### Problem requirements
Your task is to reproduce, verbatim and without pictures, the lines from the opening of the listing through the line containing "h-[950px] origin-top-left scale-x-[1.2164]".

### Data
[Start]

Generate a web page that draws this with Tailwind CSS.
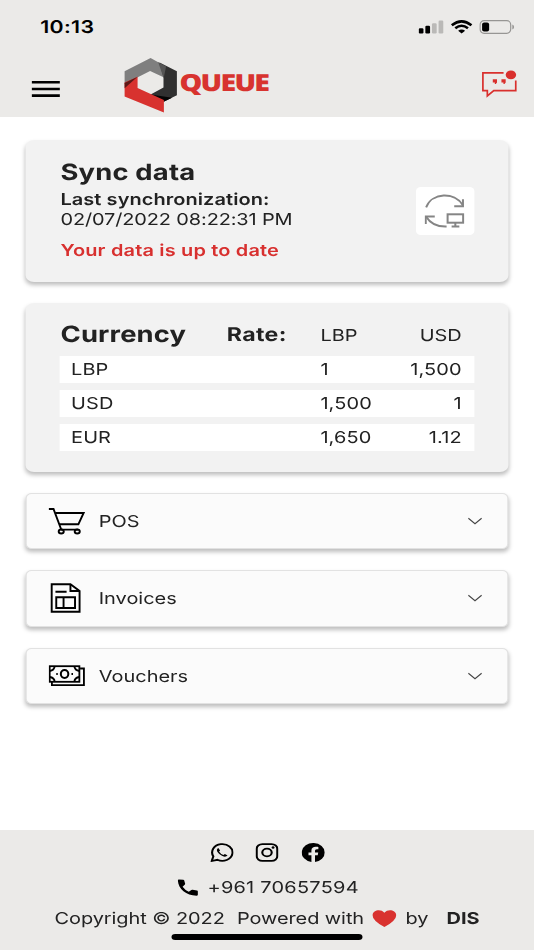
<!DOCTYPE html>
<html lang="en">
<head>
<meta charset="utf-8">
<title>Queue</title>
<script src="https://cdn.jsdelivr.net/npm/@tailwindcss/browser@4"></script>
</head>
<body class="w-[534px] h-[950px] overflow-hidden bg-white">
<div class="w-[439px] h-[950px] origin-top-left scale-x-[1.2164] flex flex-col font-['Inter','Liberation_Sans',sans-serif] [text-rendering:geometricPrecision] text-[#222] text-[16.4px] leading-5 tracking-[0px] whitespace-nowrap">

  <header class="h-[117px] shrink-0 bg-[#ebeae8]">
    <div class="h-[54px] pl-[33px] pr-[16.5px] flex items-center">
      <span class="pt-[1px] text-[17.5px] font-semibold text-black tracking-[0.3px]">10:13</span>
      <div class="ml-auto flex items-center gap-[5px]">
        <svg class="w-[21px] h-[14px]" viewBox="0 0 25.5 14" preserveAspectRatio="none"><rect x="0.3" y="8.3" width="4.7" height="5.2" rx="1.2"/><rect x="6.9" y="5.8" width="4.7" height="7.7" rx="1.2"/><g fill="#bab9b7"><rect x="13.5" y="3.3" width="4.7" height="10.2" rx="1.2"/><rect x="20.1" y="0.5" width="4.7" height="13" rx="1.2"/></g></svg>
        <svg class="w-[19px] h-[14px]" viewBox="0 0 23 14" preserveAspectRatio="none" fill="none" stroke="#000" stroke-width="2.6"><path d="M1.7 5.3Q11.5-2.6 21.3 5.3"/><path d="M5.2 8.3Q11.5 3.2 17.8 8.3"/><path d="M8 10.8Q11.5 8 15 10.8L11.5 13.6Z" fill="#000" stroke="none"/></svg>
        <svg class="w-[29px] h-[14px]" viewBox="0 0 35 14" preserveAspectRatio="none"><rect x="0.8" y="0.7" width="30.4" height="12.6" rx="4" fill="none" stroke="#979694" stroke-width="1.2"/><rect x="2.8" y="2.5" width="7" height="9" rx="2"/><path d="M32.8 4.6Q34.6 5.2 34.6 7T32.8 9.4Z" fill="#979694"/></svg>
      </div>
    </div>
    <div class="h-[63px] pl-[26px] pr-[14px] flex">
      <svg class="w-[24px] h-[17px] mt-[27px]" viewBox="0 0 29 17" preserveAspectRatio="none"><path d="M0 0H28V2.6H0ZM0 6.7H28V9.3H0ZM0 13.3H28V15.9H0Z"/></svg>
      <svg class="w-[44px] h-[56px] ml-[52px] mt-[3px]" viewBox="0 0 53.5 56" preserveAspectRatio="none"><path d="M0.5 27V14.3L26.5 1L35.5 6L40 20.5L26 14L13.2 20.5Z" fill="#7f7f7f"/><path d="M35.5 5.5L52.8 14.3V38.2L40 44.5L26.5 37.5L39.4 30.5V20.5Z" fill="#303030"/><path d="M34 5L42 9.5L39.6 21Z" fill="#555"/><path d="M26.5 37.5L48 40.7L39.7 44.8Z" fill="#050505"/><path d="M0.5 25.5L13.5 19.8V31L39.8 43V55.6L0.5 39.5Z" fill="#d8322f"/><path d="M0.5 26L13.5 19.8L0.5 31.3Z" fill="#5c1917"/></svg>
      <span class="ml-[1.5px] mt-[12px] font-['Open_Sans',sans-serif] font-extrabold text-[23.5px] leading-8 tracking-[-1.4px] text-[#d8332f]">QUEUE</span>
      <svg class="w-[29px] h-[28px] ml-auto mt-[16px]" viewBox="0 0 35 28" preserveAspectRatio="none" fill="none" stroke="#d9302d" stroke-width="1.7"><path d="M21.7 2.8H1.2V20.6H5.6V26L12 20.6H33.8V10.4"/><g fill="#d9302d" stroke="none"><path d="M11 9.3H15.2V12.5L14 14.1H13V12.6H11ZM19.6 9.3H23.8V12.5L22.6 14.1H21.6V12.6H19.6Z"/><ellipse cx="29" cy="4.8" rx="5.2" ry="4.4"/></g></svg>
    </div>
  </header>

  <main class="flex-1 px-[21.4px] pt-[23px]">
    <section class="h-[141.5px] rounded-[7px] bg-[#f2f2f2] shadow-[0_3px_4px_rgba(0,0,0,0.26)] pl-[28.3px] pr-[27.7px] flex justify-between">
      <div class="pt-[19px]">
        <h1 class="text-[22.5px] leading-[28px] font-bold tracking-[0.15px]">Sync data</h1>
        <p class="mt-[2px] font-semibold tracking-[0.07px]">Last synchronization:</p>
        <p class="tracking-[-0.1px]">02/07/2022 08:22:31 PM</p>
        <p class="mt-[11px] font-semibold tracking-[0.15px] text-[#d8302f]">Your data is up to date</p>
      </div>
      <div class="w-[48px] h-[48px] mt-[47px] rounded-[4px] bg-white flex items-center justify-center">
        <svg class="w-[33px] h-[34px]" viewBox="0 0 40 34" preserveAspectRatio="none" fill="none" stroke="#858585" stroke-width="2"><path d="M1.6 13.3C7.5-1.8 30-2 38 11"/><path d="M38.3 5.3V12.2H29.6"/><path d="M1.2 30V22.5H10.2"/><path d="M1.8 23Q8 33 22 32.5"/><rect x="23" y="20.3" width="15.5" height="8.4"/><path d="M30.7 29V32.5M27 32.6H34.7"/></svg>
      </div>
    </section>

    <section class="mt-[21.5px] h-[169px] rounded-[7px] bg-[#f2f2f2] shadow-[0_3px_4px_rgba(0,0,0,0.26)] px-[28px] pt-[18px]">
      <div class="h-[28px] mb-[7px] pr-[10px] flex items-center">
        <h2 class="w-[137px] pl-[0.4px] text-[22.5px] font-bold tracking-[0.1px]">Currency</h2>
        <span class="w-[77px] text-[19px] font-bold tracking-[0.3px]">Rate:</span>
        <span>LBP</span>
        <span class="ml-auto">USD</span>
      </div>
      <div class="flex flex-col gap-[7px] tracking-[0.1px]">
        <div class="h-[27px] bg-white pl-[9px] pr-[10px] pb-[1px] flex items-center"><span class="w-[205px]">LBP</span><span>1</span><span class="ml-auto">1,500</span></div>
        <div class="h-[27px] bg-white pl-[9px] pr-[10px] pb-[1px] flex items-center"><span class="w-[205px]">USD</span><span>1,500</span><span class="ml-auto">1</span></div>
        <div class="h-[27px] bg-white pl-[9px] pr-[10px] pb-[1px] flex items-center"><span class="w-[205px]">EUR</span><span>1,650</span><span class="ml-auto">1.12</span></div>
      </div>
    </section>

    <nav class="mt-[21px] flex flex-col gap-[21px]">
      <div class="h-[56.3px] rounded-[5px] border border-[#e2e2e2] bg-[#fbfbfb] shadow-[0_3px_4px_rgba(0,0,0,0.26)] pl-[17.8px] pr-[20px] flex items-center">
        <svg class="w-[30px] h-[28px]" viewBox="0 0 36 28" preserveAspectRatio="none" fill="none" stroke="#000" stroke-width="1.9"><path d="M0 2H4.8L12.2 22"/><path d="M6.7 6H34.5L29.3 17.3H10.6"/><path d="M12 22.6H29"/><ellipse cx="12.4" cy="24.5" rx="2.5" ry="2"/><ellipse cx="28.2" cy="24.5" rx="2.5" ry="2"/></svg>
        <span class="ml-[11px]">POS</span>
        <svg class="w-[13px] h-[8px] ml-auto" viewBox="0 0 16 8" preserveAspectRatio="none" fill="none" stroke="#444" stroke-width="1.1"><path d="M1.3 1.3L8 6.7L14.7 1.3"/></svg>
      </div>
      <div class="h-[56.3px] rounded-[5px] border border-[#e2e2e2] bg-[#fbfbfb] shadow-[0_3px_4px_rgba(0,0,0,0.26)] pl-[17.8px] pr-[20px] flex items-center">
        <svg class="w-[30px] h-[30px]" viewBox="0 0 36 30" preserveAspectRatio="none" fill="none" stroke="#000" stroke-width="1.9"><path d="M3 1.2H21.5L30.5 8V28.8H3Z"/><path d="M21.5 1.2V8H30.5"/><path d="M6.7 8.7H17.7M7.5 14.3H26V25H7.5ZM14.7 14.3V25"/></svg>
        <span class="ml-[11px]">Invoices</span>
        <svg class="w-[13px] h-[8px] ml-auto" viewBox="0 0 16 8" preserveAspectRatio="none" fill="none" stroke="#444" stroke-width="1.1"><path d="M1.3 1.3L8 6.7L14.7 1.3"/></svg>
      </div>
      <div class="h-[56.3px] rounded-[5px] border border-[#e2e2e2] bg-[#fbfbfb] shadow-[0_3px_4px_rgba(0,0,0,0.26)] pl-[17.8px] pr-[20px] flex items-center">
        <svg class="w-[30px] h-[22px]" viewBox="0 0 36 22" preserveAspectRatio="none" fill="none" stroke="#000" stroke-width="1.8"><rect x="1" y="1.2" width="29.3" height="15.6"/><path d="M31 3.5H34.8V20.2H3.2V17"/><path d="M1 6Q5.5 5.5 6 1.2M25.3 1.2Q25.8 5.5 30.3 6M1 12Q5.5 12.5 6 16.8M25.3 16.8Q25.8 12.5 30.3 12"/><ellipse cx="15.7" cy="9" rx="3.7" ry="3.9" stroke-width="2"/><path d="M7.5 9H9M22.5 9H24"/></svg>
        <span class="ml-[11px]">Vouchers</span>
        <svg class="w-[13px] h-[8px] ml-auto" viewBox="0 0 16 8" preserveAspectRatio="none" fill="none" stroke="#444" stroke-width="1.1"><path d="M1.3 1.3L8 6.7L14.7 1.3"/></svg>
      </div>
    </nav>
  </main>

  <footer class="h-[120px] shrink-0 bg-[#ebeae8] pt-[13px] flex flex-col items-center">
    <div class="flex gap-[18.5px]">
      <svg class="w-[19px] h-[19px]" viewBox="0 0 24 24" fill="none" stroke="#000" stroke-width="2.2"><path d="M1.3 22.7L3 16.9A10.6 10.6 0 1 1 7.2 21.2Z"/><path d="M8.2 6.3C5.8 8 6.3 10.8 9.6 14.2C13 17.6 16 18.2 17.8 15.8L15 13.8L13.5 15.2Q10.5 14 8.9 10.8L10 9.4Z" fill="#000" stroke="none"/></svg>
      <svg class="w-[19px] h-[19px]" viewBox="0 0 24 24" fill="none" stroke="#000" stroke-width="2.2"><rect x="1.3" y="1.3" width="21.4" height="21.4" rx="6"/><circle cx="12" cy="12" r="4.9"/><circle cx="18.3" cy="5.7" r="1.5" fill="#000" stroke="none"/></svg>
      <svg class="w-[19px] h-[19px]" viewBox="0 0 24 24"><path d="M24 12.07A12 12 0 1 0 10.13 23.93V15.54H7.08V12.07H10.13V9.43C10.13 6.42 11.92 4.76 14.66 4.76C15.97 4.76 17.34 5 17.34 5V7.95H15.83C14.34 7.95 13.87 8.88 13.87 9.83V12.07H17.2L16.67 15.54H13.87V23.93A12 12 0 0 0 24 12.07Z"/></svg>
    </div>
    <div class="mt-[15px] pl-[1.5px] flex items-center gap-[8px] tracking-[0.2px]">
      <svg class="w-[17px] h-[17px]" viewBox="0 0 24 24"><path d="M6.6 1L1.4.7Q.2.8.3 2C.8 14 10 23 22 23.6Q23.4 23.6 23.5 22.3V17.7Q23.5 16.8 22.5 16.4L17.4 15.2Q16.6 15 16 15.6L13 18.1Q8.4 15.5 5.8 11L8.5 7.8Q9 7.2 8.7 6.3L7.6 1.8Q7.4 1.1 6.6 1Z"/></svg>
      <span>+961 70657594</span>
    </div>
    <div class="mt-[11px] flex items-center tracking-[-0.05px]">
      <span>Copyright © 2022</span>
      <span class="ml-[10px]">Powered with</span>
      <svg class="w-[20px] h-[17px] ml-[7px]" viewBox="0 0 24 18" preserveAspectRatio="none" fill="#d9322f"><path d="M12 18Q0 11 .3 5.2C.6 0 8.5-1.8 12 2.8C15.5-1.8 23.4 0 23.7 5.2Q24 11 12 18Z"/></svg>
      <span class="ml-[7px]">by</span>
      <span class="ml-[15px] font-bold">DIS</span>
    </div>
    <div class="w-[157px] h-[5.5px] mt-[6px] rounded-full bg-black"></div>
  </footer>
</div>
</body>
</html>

[End]

### Task answer
Generate a web page that draws this with Tailwind CSS.
<!DOCTYPE html>
<html lang="en">
<head>
<meta charset="utf-8">
<title>Queue</title>
<script src="https://cdn.jsdelivr.net/npm/@tailwindcss/browser@4"></script>
</head>
<body class="w-[534px] h-[950px] overflow-hidden bg-white">
<div class="w-[439px] h-[950px] origin-top-left scale-x-[1.2164] flex flex-col font-['Inter','Liberation_Sans',sans-serif] [text-rendering:geometricPrecision] text-[#222] text-[16.4px] leading-5 tracking-[0px] whitespace-nowrap">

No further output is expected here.